### To be done
Word for word, transcribe the lines below and drop the pictures.

___ Stored data ___

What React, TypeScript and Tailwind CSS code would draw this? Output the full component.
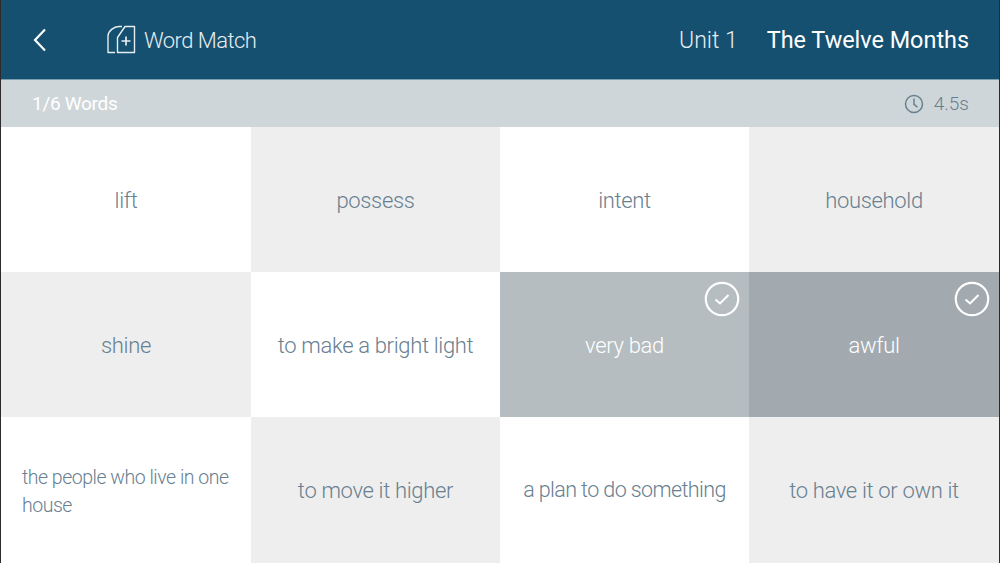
type Cell = { text: string; tone: "white" | "gray" | "matchA" | "matchB"; fit?: "left" | "small" };

const cells: Cell[] = [
  { text: "lift", tone: "white" },
  { text: "possess", tone: "gray" },
  { text: "intent", tone: "white" },
  { text: "household", tone: "gray" },
  { text: "shine", tone: "gray" },
  { text: "to make a bright light", tone: "white" },
  { text: "very bad", tone: "matchA" },
  { text: "awful", tone: "matchB" },
  { text: "the people who live in one house", tone: "white", fit: "left" },
  { text: "to move it higher", tone: "gray" },
  { text: "a plan to do something", tone: "white", fit: "small" },
  { text: "to have it or own it", tone: "gray" },
];

const toneClass = {
  white: "bg-white text-[#688090]",
  gray: "bg-[#eeeeee] text-[#688090]",
  matchA: "bg-[#b5bdc0] text-white",
  matchB: "bg-[#a2aab0] text-white",
};

const fitClass = {
  left: "pl-[21px] pr-[10px] pt-[3px] text-[19.5px] leading-[28px] tracking-[-0.025em]",
  small: "justify-center pt-[1px] text-center text-[21.5px] tracking-[-0.028em]",
  normal: "justify-center pt-[1px] text-center text-[22px] tracking-[-0.015em]",
};

function BackIcon() {
  return (
    <svg className="ml-[31px]" width="16" height="24" viewBox="0 0 16 24" fill="none" stroke="white" strokeWidth="2.2">
      <path d="M13 1.500L3 12l10 10.500" />
    </svg>
  );
}

function CardsIcon() {
  return (
    <svg width="30" height="30" viewBox="0 0 30 30" fill="none" stroke="#e6edf1" strokeWidth="1.4">
      <path d="M19 1.500H28.500V27.500H11.500V12.500Z" strokeLinejoin="round" />
      <path d="M16 1.500H13C8 1.500 2 6 2 11V27.500H9" strokeLinejoin="round" />
      <path d="M20 11.500V20.500M15.500 16H24.500" strokeWidth="1.700" />
    </svg>
  );
}

function ClockIcon() {
  return (
    <svg width="20" height="20" viewBox="0 0 20 20" fill="none" stroke="#688090" strokeWidth="1.500">
      <circle cx="10" cy="10" r="8.500" />
      <path d="M10 4.500v5.800l3.500 3" />
    </svg>
  );
}

function CheckBadge() {
  return (
    <svg className="absolute right-[9px] top-[9px]" width="36" height="36" viewBox="0 0 36 36" fill="none" stroke="white">
      <circle cx="18" cy="18" r="16.200" strokeWidth="2.200" />
      <path d="M11.500 18.500l4.500 4 8.500-8.500" strokeWidth="2" />
    </svg>
  );
}

export default function App() {
  return (
    <div className="flex h-[563px] w-[1000px] flex-col overflow-hidden bg-[#2b2b2b] px-px font-['Roboto',sans-serif] font-light">
      <header className="flex h-[79px] shrink-0 items-center bg-[#165070] pr-[30px] text-[#e6edf1]">
        <BackIcon />
        <div className="ml-[58px] flex items-center gap-[8px]">
          <CardsIcon />
          <span className="pt-[2px] text-[22px] leading-none tracking-[-0.025em]">Word Match</span>
        </div>
        <span className="ml-auto pt-[2px] text-[23px] leading-none">Unit 1</span>
        <span className="ml-[29px] pt-[2px] text-[23.4px] font-normal leading-none text-white">The Twelve Months</span>
      </header>
      <div className="flex h-[48px] shrink-0 items-center justify-between border-t border-[#7d9db0] bg-[#cfd6d9] pl-[31px] pr-[30px]">
        <span className="text-[19px] font-normal leading-none tracking-[-0.015em] text-white">1/6 Words</span>
        <span className="flex items-center gap-[10px] text-[19px] leading-none text-[#688090]">
          <ClockIcon />
          4.5s
        </span>
      </div>
      <div className="grid flex-1 grid-cols-[250px_249px_249px_250px] grid-rows-[145px_145px_146px]">
        {cells.map((c) => (
          <div key={c.text} className={`relative flex items-center ${toneClass[c.tone]} ${fitClass[c.fit ?? "normal"]}`}>
            {(c.tone === "matchA" || c.tone === "matchB") && <CheckBadge />}
            <span>{c.text}</span>
          </div>
        ))}
      </div>
    </div>
  );
}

___

### Task output
What React, TypeScript and Tailwind CSS code would draw this? Output the full component.
type Cell = { text: string; tone: "white" | "gray" | "matchA" | "matchB"; fit?: "left" | "small" };

const cells: Cell[] = [
  { text: "lift", tone: "white" },
  { text: "possess", tone: "gray" },
  { text: "intent", tone: "white" },
  { text: "household", tone: "gray" },
  { text: "shine", tone: "gray" },
  { text: "to make a bright light", tone: "white" },
  { text: "very bad", tone: "matchA" },
  { text: "awful", tone: "matchB" },
  { text: "the people who live in one house", tone: "white", fit: "left" },
  { text: "to move it higher", tone: "gray" },
  { text: "a plan to do something", tone: "white", fit: "small" },
  { text: "to have it or own it", tone: "gray" },
];

const toneClass = {
  white: "bg-white text-[#688090]",
  gray: "bg-[#eeeeee] text-[#688090]",
  matchA: "bg-[#b5bdc0] text-white",
  matchB: "bg-[#a2aab0] text-white",
};

const fitClass = {
  left: "pl-[21px] pr-[10px] pt-[3px] text-[19.5px] leading-[28px] tracking-[-0.025em]",
  small: "justify-center pt-[1px] text-center text-[21.5px] tracking-[-0.028em]",
  normal: "justify-center pt-[1px] text-center text-[22px] tracking-[-0.015em]",
};

function BackIcon() {
  return (
    <svg className="ml-[31px]" width="16" height="24" viewBox="0 0 16 24" fill="none" stroke="white" strokeWidth="2.2">
      <path d="M13 1.500L3 12l10 10.500" />
    </svg>
  );
}

function CardsIcon() {
  return (
    <svg width="30" height="30" viewBox="0 0 30 30" fill="none" stroke="#e6edf1" strokeWidth="1.4">
      <path d="M19 1.500H28.500V27.500H11.500V12.500Z" strokeLinejoin="round" />
      <path d="M16 1.500H13C8 1.500 2 6 2 11V27.500H9" strokeLinejoin="round" />
      <path d="M20 11.500V20.500M15.500 16H24.500" strokeWidth="1.700" />
    </svg>
  );
}

function ClockIcon() {
  return (
    <svg width="20" height="20" viewBox="0 0 20 20" fill="none" stroke="#688090" strokeWidth="1.500">
      <circle cx="10" cy="10" r="8.500" />
      <path d="M10 4.500v5.800l3.500 3" />
    </svg>
  );
}

function CheckBadge() {
  return (
    <svg className="absolute right-[9px] top-[9px]" width="36" height="36" viewBox="0 0 36 36" fill="none" stroke="white">
      <circle cx="18" cy="18" r="16.200" strokeWidth="2.200" />
      <path d="M11.500 18.500l4.500 4 8.500-8.500" strokeWidth="2" />
    </svg>
  );
}

export default function App() {
  return (
    <div className="flex h-[563px] w-[1000px] flex-col overflow-hidden bg-[#2b2b2b] px-px font-['Roboto',sans-serif] font-light">
      <header className="flex h-[79px] shrink-0 items-center bg-[#165070] pr-[30px] text-[#e6edf1]">
        <BackIcon />
        <div className="ml-[58px] flex items-center gap-[8px]">
          <CardsIcon />
          <span className="pt-[2px] text-[22px] leading-none tracking-[-0.025em]">Word Match</span>
        </div>
        <span className="ml-auto pt-[2px] text-[23px] leading-none">Unit 1</span>
        <span className="ml-[29px] pt-[2px] text-[23.4px] font-normal leading-none text-white">The Twelve Months</span>
      </header>
      <div className="flex h-[48px] shrink-0 items-center justify-between border-t border-[#7d9db0] bg-[#cfd6d9] pl-[31px] pr-[30px]">
        <span className="text-[19px] font-normal leading-none tracking-[-0.015em] text-white">1/6 Words</span>
        <span className="flex items-center gap-[10px] text-[19px] leading-none text-[#688090]">
          <ClockIcon />
          4.5s
        </span>
      </div>
      <div className="grid flex-1 grid-cols-[250px_249px_249px_250px] grid-rows-[145px_145px_146px]">
        {cells.map((c) => (
          <div key={c.text} className={`relative flex items-center ${toneClass[c.tone]} ${fitClass[c.fit ?? "normal"]}`}>
            {(c.tone === "matchA" || c.tone === "matchB") && <CheckBadge />}
            <span>{c.text}</span>
          </div>
        ))}
      </div>
    </div>
  );
}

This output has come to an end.